TO BE DONE: Take each line that has the word "styles" and return it.

COLLECTED MATERIAL:

# # # # #

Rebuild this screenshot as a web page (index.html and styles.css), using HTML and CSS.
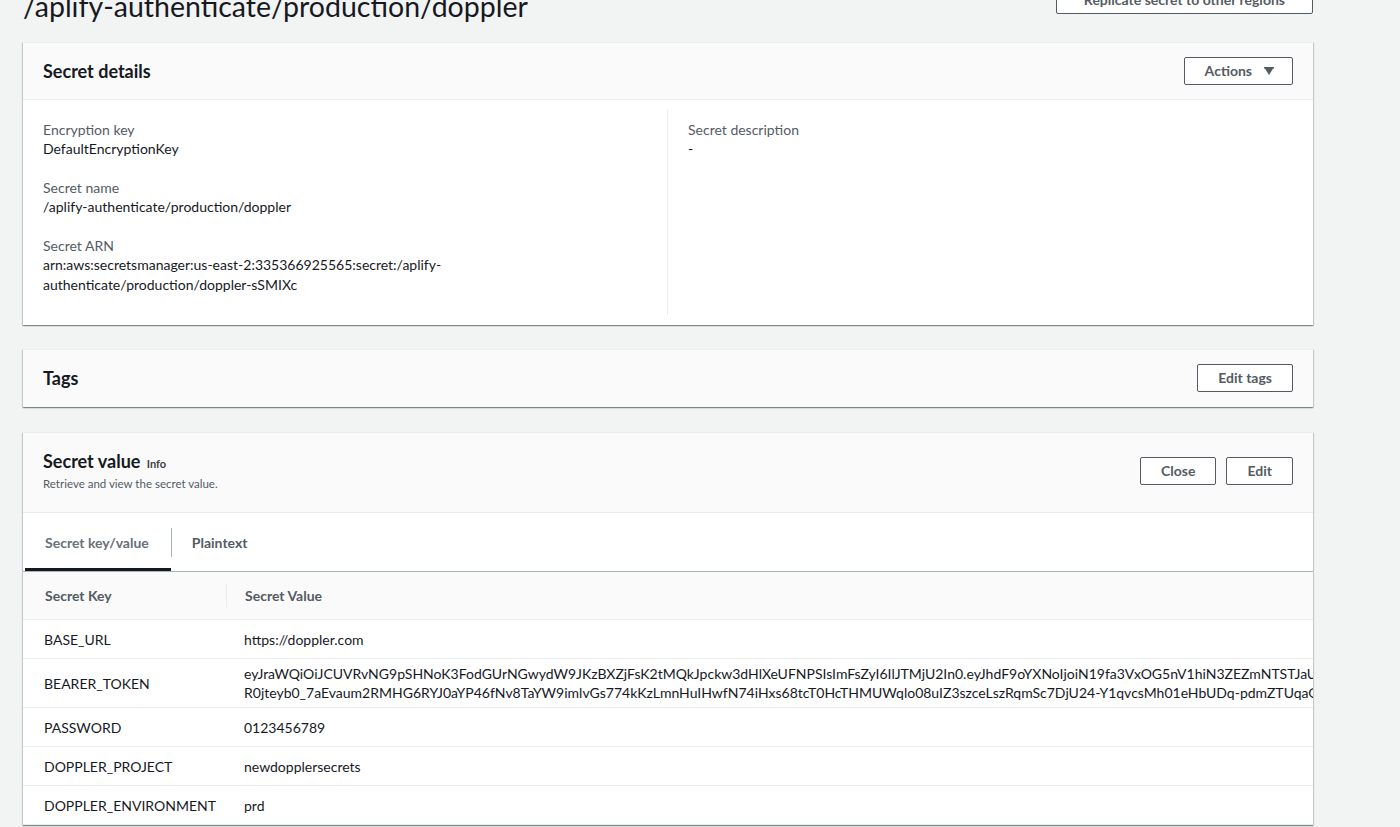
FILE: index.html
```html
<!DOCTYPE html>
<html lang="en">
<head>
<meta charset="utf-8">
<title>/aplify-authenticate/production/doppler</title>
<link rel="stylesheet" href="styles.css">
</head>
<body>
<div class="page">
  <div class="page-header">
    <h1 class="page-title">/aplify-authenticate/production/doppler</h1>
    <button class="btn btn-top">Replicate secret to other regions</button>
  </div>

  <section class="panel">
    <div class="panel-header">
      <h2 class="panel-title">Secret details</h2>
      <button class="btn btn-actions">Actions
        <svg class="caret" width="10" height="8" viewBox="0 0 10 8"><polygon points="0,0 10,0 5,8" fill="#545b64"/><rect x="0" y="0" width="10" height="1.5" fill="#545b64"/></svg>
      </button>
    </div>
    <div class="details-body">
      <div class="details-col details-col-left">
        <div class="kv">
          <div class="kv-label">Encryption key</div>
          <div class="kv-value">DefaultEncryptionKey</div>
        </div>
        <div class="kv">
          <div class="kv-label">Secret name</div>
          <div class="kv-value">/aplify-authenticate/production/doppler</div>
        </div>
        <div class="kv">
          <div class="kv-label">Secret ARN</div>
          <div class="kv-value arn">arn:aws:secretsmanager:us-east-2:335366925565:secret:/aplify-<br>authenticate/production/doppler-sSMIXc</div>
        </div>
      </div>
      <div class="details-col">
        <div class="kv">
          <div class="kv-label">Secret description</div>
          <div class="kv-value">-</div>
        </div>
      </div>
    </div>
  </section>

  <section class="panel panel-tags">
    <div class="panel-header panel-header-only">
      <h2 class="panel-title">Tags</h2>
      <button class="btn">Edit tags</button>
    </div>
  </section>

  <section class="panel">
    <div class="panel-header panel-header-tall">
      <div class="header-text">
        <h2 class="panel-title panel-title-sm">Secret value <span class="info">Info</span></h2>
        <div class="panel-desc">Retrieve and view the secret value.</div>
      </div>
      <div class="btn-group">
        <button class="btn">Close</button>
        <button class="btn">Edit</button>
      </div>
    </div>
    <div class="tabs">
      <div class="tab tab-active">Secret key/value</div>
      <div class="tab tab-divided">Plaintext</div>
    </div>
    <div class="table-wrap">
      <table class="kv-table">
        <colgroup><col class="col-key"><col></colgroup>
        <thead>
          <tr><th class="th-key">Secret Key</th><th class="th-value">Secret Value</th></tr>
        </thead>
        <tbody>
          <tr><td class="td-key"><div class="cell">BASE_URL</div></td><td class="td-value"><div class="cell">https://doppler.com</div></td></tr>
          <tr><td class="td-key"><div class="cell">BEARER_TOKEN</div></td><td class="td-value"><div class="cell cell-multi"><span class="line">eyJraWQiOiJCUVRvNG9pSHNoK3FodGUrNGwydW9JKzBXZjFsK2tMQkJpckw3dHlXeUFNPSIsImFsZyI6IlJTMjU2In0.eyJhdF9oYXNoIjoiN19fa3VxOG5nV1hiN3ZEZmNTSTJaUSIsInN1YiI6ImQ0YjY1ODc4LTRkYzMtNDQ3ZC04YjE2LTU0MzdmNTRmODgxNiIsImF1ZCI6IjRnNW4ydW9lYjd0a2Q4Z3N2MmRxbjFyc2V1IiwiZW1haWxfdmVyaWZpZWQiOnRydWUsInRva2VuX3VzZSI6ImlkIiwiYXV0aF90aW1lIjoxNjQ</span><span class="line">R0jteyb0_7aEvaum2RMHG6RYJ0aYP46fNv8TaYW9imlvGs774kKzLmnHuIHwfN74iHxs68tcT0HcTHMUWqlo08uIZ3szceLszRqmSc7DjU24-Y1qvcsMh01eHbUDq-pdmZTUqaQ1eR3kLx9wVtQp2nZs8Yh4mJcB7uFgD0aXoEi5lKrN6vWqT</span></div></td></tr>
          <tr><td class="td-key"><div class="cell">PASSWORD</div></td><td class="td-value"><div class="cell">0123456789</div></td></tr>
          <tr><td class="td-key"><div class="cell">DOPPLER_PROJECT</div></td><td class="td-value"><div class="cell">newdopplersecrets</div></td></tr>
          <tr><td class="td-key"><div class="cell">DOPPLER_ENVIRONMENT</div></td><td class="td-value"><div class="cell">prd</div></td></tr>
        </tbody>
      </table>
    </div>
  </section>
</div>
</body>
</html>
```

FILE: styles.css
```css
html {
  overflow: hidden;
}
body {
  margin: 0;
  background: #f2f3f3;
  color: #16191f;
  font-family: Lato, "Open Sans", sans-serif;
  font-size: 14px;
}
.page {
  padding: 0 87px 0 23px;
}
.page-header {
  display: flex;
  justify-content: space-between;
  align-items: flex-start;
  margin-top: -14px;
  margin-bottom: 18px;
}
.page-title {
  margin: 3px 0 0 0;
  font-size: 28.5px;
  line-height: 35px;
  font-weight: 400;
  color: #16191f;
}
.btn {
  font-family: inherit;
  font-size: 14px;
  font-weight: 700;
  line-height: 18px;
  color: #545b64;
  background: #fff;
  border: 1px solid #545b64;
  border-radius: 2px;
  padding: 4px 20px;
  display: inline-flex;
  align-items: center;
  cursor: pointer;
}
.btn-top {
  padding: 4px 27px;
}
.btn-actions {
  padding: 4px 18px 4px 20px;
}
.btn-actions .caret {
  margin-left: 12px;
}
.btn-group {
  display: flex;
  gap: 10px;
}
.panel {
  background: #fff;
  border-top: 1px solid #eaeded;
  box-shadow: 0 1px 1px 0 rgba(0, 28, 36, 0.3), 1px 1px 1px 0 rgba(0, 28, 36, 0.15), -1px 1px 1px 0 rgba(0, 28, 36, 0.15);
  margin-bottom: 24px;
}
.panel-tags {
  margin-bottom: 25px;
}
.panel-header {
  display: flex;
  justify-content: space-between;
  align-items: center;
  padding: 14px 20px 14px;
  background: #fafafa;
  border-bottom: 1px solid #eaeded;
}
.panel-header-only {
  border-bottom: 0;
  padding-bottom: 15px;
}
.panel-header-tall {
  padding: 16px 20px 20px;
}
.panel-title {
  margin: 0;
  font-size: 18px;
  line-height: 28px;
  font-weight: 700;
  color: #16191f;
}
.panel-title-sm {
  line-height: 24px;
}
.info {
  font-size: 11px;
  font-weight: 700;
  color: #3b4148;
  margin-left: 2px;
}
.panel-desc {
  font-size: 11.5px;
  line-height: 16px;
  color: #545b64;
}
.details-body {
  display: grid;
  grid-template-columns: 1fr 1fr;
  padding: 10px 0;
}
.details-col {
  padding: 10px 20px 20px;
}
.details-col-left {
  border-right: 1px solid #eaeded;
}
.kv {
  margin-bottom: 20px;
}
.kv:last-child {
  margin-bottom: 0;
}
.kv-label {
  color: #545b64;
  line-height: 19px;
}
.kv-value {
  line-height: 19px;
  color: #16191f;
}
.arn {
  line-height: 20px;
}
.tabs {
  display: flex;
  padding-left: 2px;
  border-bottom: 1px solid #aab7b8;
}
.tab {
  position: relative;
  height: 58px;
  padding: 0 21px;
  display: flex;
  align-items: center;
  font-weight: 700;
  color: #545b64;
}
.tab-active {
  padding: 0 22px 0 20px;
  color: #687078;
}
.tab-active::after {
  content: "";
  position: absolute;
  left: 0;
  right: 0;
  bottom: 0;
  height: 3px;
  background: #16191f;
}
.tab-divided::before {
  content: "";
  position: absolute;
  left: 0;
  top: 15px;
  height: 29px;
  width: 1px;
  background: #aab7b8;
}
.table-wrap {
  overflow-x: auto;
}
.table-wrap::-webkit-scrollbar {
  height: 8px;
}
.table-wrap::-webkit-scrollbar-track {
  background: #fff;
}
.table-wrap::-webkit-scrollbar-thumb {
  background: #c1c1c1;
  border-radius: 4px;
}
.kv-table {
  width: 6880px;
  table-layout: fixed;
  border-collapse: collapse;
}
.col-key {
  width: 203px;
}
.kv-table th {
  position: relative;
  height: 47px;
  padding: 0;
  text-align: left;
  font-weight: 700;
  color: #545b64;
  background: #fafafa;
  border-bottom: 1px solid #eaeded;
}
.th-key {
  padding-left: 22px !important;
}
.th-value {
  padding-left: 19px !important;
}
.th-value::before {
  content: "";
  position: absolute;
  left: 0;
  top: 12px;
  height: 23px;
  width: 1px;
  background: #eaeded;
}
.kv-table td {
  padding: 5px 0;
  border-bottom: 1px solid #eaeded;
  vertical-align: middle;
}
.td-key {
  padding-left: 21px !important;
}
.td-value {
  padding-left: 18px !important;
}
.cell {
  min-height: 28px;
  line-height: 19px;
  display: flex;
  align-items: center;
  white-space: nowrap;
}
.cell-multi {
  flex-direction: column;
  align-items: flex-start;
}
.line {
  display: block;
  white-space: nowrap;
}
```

# # # # #

WORKED SOLUTION:
Rebuild this screenshot as a web page (index.html and styles.css), using HTML and CSS.
<link rel="stylesheet" href="styles.css">
FILE: styles.css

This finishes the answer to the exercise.